▸ **RAW DATA**:
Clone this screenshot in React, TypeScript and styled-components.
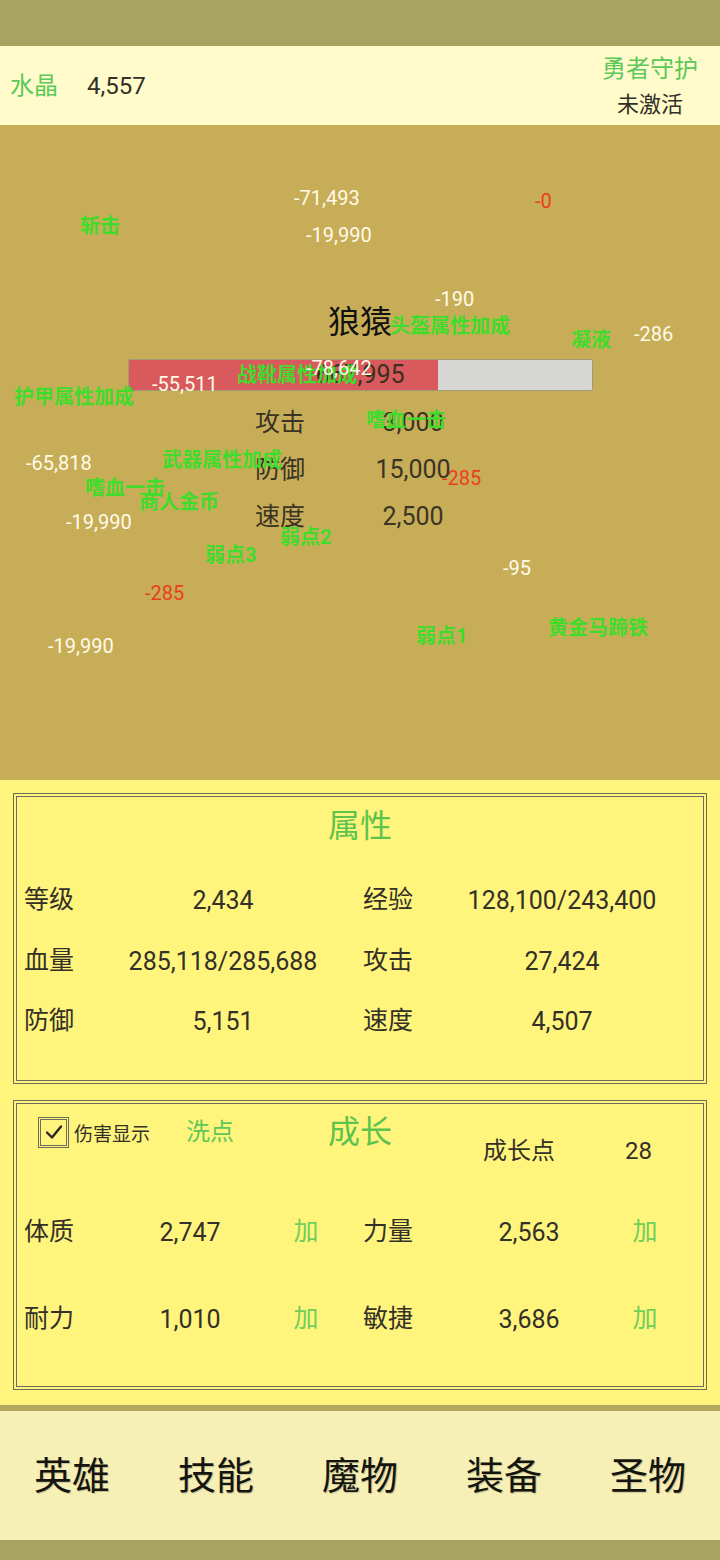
import * as React from "react";
import styled, { createGlobalStyle } from "styled-components";

const GlobalStyle = createGlobalStyle`
  html, body {
    margin: 0;
    padding: 0;
    background: #a9a363;
  }
  body {
    font-family: Roboto, "Noto Sans CJK SC", sans-serif;
  }
`;

const Screen = styled.div`
  width: 720px;
  height: 1560px;
  display: flex;
  flex-direction: column;
  overflow: hidden;
`;

const StatusBar = styled.div`
  height: 46px;
  flex: none;
  background: #a9a363;
`;

const Header = styled.div`
  height: 79px;
  flex: none;
  background: #fffbca;
  display: flex;
  align-items: center;
  justify-content: space-between;
  padding: 0 22px 0 10px;
  box-sizing: border-box;
`;

const CrystalGroup = styled.div`
  display: flex;
  align-items: center;
  gap: 29px;
`;

const GreenLabel = styled.span<{ $size?: number }>`
  color: #5cc85a;
  font-size: ${(p) => p.$size ?? 24}px;
  line-height: 36px;
`;

const DarkText = styled.span<{ $size?: number }>`
  color: #333028;
  font-size: ${(p) => p.$size ?? 24}px;
  line-height: 36px;
`;

const GuardGroup = styled.div`
  display: flex;
  flex-direction: column;
  align-items: center;
  padding-top: 2px;
`;

const Battle = styled.div`
  height: 655px;
  flex: none;
  background: #c8ad58;
  position: relative;
  padding-top: 177px;
  box-sizing: border-box;
`;

const MonsterName = styled.div`
  text-align: center;
  font-size: 32px;
  line-height: 40px;
  color: #111;
`;

const HpBar = styled.div`
  width: 465px;
  height: 32px;
  margin: 17px auto 0;
  box-sizing: border-box;
  border: 1px solid #a39a78;
  border-radius: 2px;
  background: #d6d6d4;
  position: relative;
  overflow: hidden;
`;

const HpFill = styled.div`
  position: absolute;
  left: 0;
  top: 0;
  bottom: 0;
  background: #d95a5c;
`;

const HpText = styled.div`
  position: relative;
  text-align: center;
  font-size: 25px;
  line-height: 30px;
  color: #3a3022;
`;

const MonsterStats = styled.div`
  display: grid;
  grid-template-columns: 100px 116px;
  margin: 8px 0 0 255px;
`;

const MonsterCell = styled.div<{ $value?: boolean }>`
  font-size: 25px;
  line-height: 47px;
  height: 47px;
  color: #3a3424;
  text-align: ${(p) => (p.$value ? "center" : "left")};
`;

const Float = styled.div<{ $kind: "w" | "g" | "r" }>`
  position: absolute;
  font-size: 20px;
  line-height: 22px;
  white-space: nowrap;
  font-weight: ${(p) => (p.$kind === "g" ? 700 : 400)};
  color: ${(p) =>
    p.$kind === "w" ? "#fffbe8" : p.$kind === "g" ? "#3fdc2c" : "#e8401c"};
`;

const PanelArea = styled.div`
  flex: none;
  height: 625px;
  background: #fff47c;
  padding: 13px 13px 15px;
  box-sizing: border-box;
  display: flex;
  flex-direction: column;
  gap: 16px;
`;

const Panel = styled.div<{ $height: number }>`
  height: ${(p) => p.$height}px;
  border: 4px double #6e6c5c;
  box-sizing: border-box;
`;

const PanelTitle = styled.div`
  text-align: center;
  font-size: 32px;
  line-height: 40px;
  color: #5cc34e;
`;

const AttrTitle = styled(PanelTitle)`
  padding-top: 9px;
  margin-bottom: 25px;
`;

const RowGrid = styled.div<{ $cols: string; $rowHeight: number }>`
  display: grid;
  grid-template-columns: ${(p) => p.$cols};
  grid-auto-rows: ${(p) => p.$rowHeight}px;
  align-items: center;
  padding-left: 7px;
`;

const Cell = styled.div<{ $center?: boolean; $green?: boolean }>`
  font-size: 25px;
  line-height: 36px;
  color: ${(p) => (p.$green ? "#6fcf5a" : "#333028")};
  text-align: ${(p) => (p.$center ? "center" : "left")};
  white-space: nowrap;
`;

const LabelCell = styled(Cell)`
  position: relative;
  top: -1px;
`;

const GrowthHeader = styled.div`
  display: grid;
  grid-template-columns: 1fr auto 1fr;
  align-items: start;
  padding-top: 8px;
  margin-bottom: 18px;
`;

const GrowthLeft = styled.div`
  display: flex;
  align-items: center;
  height: 40px;
  padding-left: 21px;
`;

const CheckBox = styled.div`
  width: 31px;
  height: 31px;
  box-sizing: border-box;
  border: 3px double #6e6c5c;
  display: flex;
  align-items: center;
  justify-content: center;
  margin-right: 5px;
`;

const CheckLabel = styled.span`
  font-size: 19px;
  color: #333028;
  margin-right: 36px;
`;

const GrowthRight = styled.div`
  display: flex;
  align-items: center;
  height: 40px;
  margin-top: 19px;
  padding-left: 91px;
  gap: 70px;
`;

const Divider = styled.div`
  height: 6px;
  flex: none;
  background: #b3a95e;
`;

const Nav = styled.div`
  height: 129px;
  flex: none;
  background: #f7f0b6;
  display: grid;
  grid-template-columns: repeat(5, 1fr);
  align-items: center;
`;

const NavItem = styled.div`
  text-align: center;
  font-size: 38px;
  color: #151510;
  text-shadow: 1px 1px 1px rgba(0, 0, 0, 0.2);
  position: relative;
  top: -3px;
`;

const BottomBar = styled.div`
  flex: 1;
  background: #a9a363;
`;

type Kind = "w" | "g" | "r";

const floats: [string, number, number, Kind][] = [
  ["-71,493", 294, 198, "w"],
  ["-19,990", 306, 235, "w"],
  ["斩击", 80, 226, "g"],
  ["-0", 535, 201, "r"],
  ["-190", 435, 299, "w"],
  ["头盔属性加成", 390, 326, "g"],
  ["凝液", 571, 340, "g"],
  ["-286", 634, 334, "w"],
  ["战靴属性加成", 237, 375, "g"],
  ["-78,642", 306, 368, "w"],
  ["-55,511", 152, 384, "w"],
  ["护甲属性加成", 14, 397, "g"],
  ["嗜血一击", 366, 420, "g"],
  ["-65,818", 26, 463, "w"],
  ["武器属性加成", 162, 460, "g"],
  ["嗜血一击", 85, 488, "g"],
  ["商人金币", 139, 502, "g"],
  ["-19,990", 66, 522, "w"],
  ["-285", 442, 478, "r"],
  ["弱点2", 280, 537, "g"],
  ["弱点3", 205, 555, "g"],
  ["-285", 145, 593, "r"],
  ["-95", 503, 568, "w"],
  ["弱点1", 416, 636, "g"],
  ["黄金马蹄铁", 548, 628, "g"],
  ["-19,990", 48, 646, "w"],
];

const attrs = [
  ["等级", "2,434", "经验", "128,100/243,400"],
  ["血量", "285,118/285,688", "攻击", "27,424"],
  ["防御", "5,151", "速度", "4,507"],
];

const growth = [
  ["体质", "2,747", "力量", "2,563"],
  ["耐力", "1,010", "敏捷", "3,686"],
];

const navs = ["英雄", "技能", "魔物", "装备", "圣物"];

const hp = 667995;
const hpMax = 1000000;

const App: React.FC = () => (
  <Screen>
    <GlobalStyle />
    <StatusBar />
    <Header>
      <CrystalGroup>
        <GreenLabel>水晶</GreenLabel>
        <DarkText>4,557</DarkText>
      </CrystalGroup>
      <GuardGroup>
        <GreenLabel>勇者守护</GreenLabel>
        <DarkText $size={22}>未激活</DarkText>
      </GuardGroup>
    </Header>

    <Battle>
      <MonsterName>狼猿</MonsterName>
      <HpBar>
        <HpFill style={{ width: `${(hp / hpMax) * 100}%` }} />
        <HpText>{hp.toLocaleString("en-US")}</HpText>
      </HpBar>
      <MonsterStats>
        <MonsterCell>攻击</MonsterCell>
        <MonsterCell $value>3,000</MonsterCell>
        <MonsterCell>防御</MonsterCell>
        <MonsterCell $value>15,000</MonsterCell>
        <MonsterCell>速度</MonsterCell>
        <MonsterCell $value>2,500</MonsterCell>
      </MonsterStats>
      {floats.map(([text, x, y, kind], i) => (
        <Float key={i} $kind={kind} style={{ left: x, top: y - 125 - 11 }}>
          {text}
        </Float>
      ))}
    </Battle>

    <PanelArea>
      <Panel $height={291}>
        <AttrTitle>属性</AttrTitle>
        <RowGrid $cols="86px 226px 27px 86px 226px" $rowHeight={60.5}>
          {attrs.map((row) => (
            <React.Fragment key={row[0]}>
              <LabelCell>{row[0]}</LabelCell>
              <Cell $center>{row[1]}</Cell>
              <div />
              <LabelCell>{row[2]}</LabelCell>
              <Cell $center>{row[3]}</Cell>
            </React.Fragment>
          ))}
        </RowGrid>
      </Panel>

      <Panel $height={290}>
        <GrowthHeader>
          <GrowthLeft>
            <CheckBox>
              <svg width="20" height="20" viewBox="0 0 20 20">
                <path
                  d="M3 10.5 L8 15.5 L17 4.5"
                  fill="none"
                  stroke="#2a2820"
                  strokeWidth="2.4"
                  strokeLinecap="round"
                  strokeLinejoin="round"
                />
              </svg>
            </CheckBox>
            <CheckLabel>伤害显示</CheckLabel>
            <GreenLabel>洗点</GreenLabel>
          </GrowthLeft>
          <PanelTitle>成长</PanelTitle>
          <GrowthRight>
            <DarkText>成长点</DarkText>
            <DarkText>28</DarkText>
          </GrowthRight>
        </GrowthHeader>
        <RowGrid $cols="86px 160px 72px 21px 86px 160px 72px" $rowHeight={87}>
          {growth.map((row) => (
            <React.Fragment key={row[0]}>
              <LabelCell>{row[0]}</LabelCell>
              <Cell $center>{row[1]}</Cell>
              <LabelCell $center $green>
                加
              </LabelCell>
              <div />
              <LabelCell>{row[2]}</LabelCell>
              <Cell $center>{row[3]}</Cell>
              <LabelCell $center $green>
                加
              </LabelCell>
            </React.Fragment>
          ))}
        </RowGrid>
      </Panel>
    </PanelArea>

    <Divider />
    <Nav>
      {navs.map((n) => (
        <NavItem key={n}>{n}</NavItem>
      ))}
    </Nav>
    <BottomBar />
  </Screen>
);

export default App;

▸ **EXERCISE**: Track down every line with the word "components" and copy it.

▸ **THE REPLY**:
Clone this screenshot in React, TypeScript and styled-components.
import styled, { createGlobalStyle } from "styled-components";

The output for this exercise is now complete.